More support means higher graduation rates

To make sure every student succeeds, deep support measures are in place at MMU to make sure nothing stands in the way of graduation and completion of their degrees. As diversity has increased so have programs and services to support student success. Over 30% of degree-seeking, Hispanic undergraduate students are Pell Grant eligible.

These federal Pell Grants are available for low-income students seeking financial assistance. Unlike a loan, Pell Grants do not need to be repaid.

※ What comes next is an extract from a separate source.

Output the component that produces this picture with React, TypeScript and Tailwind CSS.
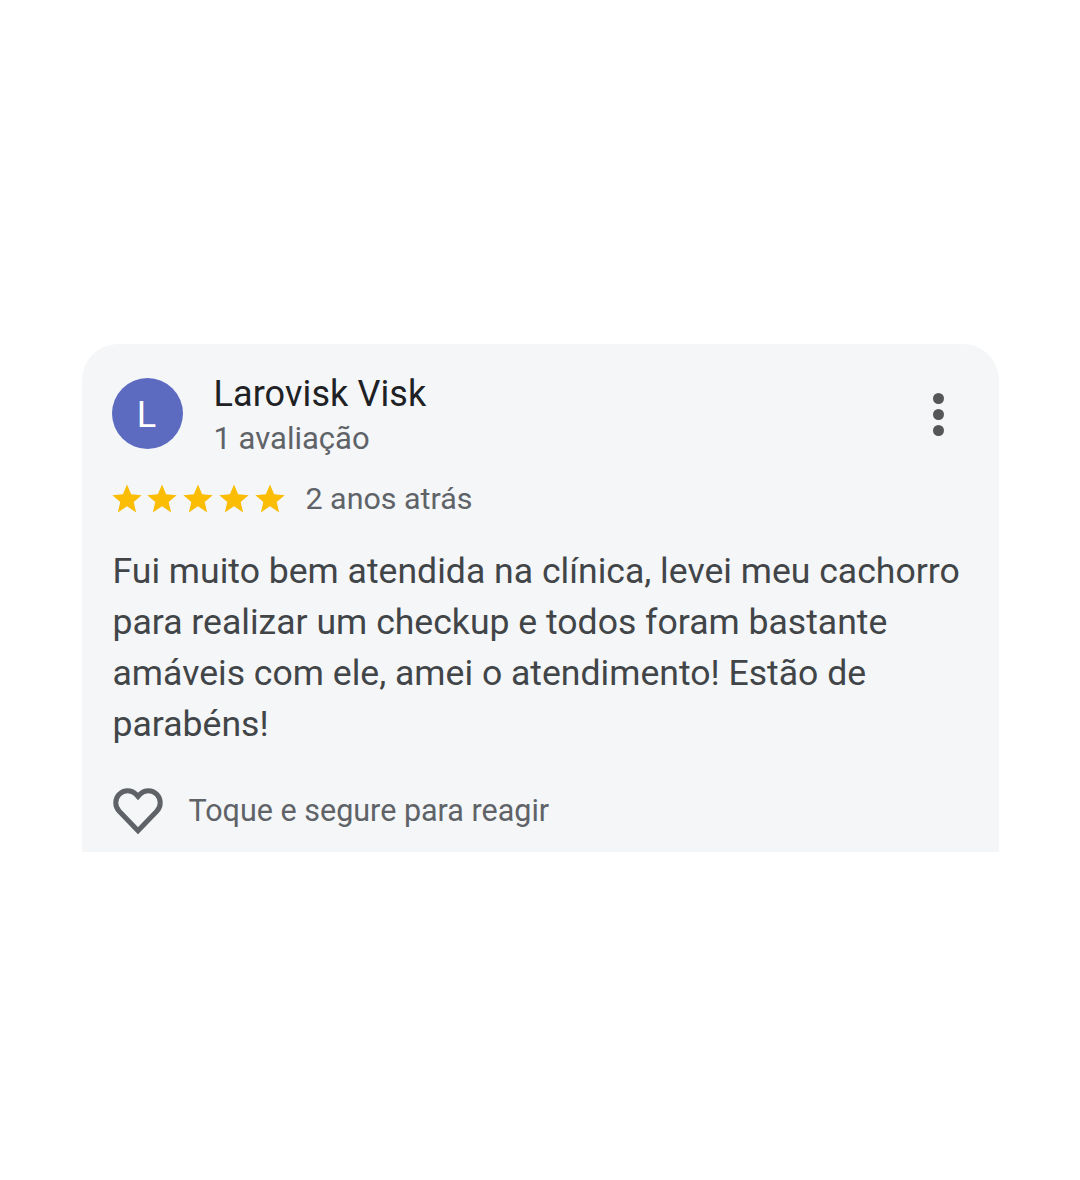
import React from "react";

function Star() {
  return (
    <svg width="32" height="31" viewBox="0 0 24 24" className="-mx-px shrink-0 block -mt-px">
      <path fill="#fbbc04" d="M12 1.2l3.2 7.6 8.1.7-6.1 5.3 1.9 8L12 18l-7.1 4.8 1.9-8L.7 9.5l8.1-.7z" />
    </svg>
  );
}

export default function App() {
  return (
    <div className="w-[1080px] h-[1180px] bg-white flex flex-col items-center pt-[344px]" style={{ fontFamily: "Roboto, sans-serif" }}>
      <div className="w-[917px] h-[508px] bg-[#f4f6f8] rounded-t-[36px] pl-[30px] pr-[30px] pt-[30px] flex flex-col">
        <div className="flex items-start justify-between">
          <div className="flex items-start gap-[31px]">
            <div className="mt-[4px] w-[71px] h-[71px] rounded-full bg-[#5c6bc0] flex items-center justify-center text-white text-[36px] leading-none pt-[3px] pr-px">L</div>
            <div className="flex flex-col">
              <span className="text-[36px] leading-[40px] text-[#202124] tracking-[0.1px]">Larovisk Visk</span>
              <span className="text-[31px] leading-[36px] mt-[7px] text-[#5f6368]">1 avaliação</span>
            </div>
          </div>
          <div className="flex flex-col gap-[5px] mt-[19px] mr-[25px]">
            <span className="w-[11px] h-[11px] rounded-full bg-[#545658]" />
            <span className="w-[11px] h-[11px] rounded-full bg-[#545658]" />
            <span className="w-[11px] h-[11px] rounded-full bg-[#545658]" />
          </div>
        </div>
        <div className="flex items-center mt-[24px] h-[36px]">
          <div className="flex w-[173px] justify-between"><Star /><Star /><Star /><Star /><Star /></div>
          <span className="ml-[21px] text-[30.4px] leading-[36px] text-[#5f6368]">2 anos atrás</span>
        </div>
        <p className="mt-[29px] text-[35.6px] leading-[51px] text-[#424548] w-[860px] pl-px">
          Fui muito bem atendida na clínica, levei meu cachorro para realizar um checkup e todos foram bastante amáveis com ele, amei o atendimento! Estão de parabéns!
        </p>
        <div className="flex items-center mt-[36px] gap-[24px] -ml-px">
          <svg width="54" height="48" viewBox="0 0 24 22" fill="none" stroke="#5f6368" strokeWidth="2.3"><path d="M12 20.5 3.4 11.6a5.6 5.6 0 0 1 0-7.8 5.4 5.4 0 0 1 7.7 0l.9 1 .9-1a5.4 5.4 0 0 1 7.7 0 5.6 5.6 0 0 1 0 7.8z" /></svg>
          <span className="text-[30.5px] leading-[36px] mt-[2px] text-[#5f6368]">Toque e segure para reagir</span>
        </div>
      </div>
    </div>
  );
}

Several grant-funded programs are designed to attract and retain disadvantaged students and underrepresented minority populations:

  • Grace Scholars – increases access to post-secondary education in communities where college might otherwise be out of reach. Each year, the program provides 30 incoming freshman with 85 percent tuition coverage for four years. Historically, approximately 50% of these students are Hispanic.
  • Promise Program – a federally funded TRIO Student Support Services program, also serving first-generation and low-income college students at the university in order to help them remain in good academic standing, persist in college, and graduate with a baccalaureate degree. In 2021, 44% were Hispanic.
  • Caroline Scholars - the Caroline Scholars Program is a four-year scholarship program for first-year, full-time undergraduate students with a passion for social justice.

Groups and activities advance Hispanic achievement

The support for Hispanic students begins as soon as their first visit to the website, which offers abundant resources for Spanish-speaking families, as well as a staff of bilingual admissions counselors who lead tours and answer questions. It’s not unusual for Hispanic students to be the first in their families to attend college (in 2020, 46% of Hispanic students at MMU were first-generation students) and being welcoming and accessible to parents, guardians and students is an important goal.

As students progress through their program, there are clubs and organizations that give students the opportunity to explore and celebrate their heritage and history, at the same time making connections with leaders within the broader local Hispanic community.

One organization, Student Achieving Leadership through Spanish Activities (SALSA), holds events and fundraisers that promote understanding and showcase the culture of the Spanish-speaking world. Another group that meets regularly on campus, the campus chapter of the Hispanic Professionals of Greater Milwaukee (HPGM), provides networking and leadership opportunities with Milwaukee professionals. Both organizations are open to all students, regardless of ethnicity.

MMU places a strong emphasis on global learning, including programs in:

  • Global studies (major and minor)
  • Spanish (major and minor)
  • Spanish certificate for native and heritage speakers of Spanish

A number of exciting study abroad opportunities are available to Spanish-speaking countries including Costa Rica, Peru and Guatemala. Plus, generous financial aid and scholarship opportunities are available to help fund study abroad.


The goal of an HSI is to examine all facets of the community to make sure that everything aligns in way that welcomes and represents all students and their families.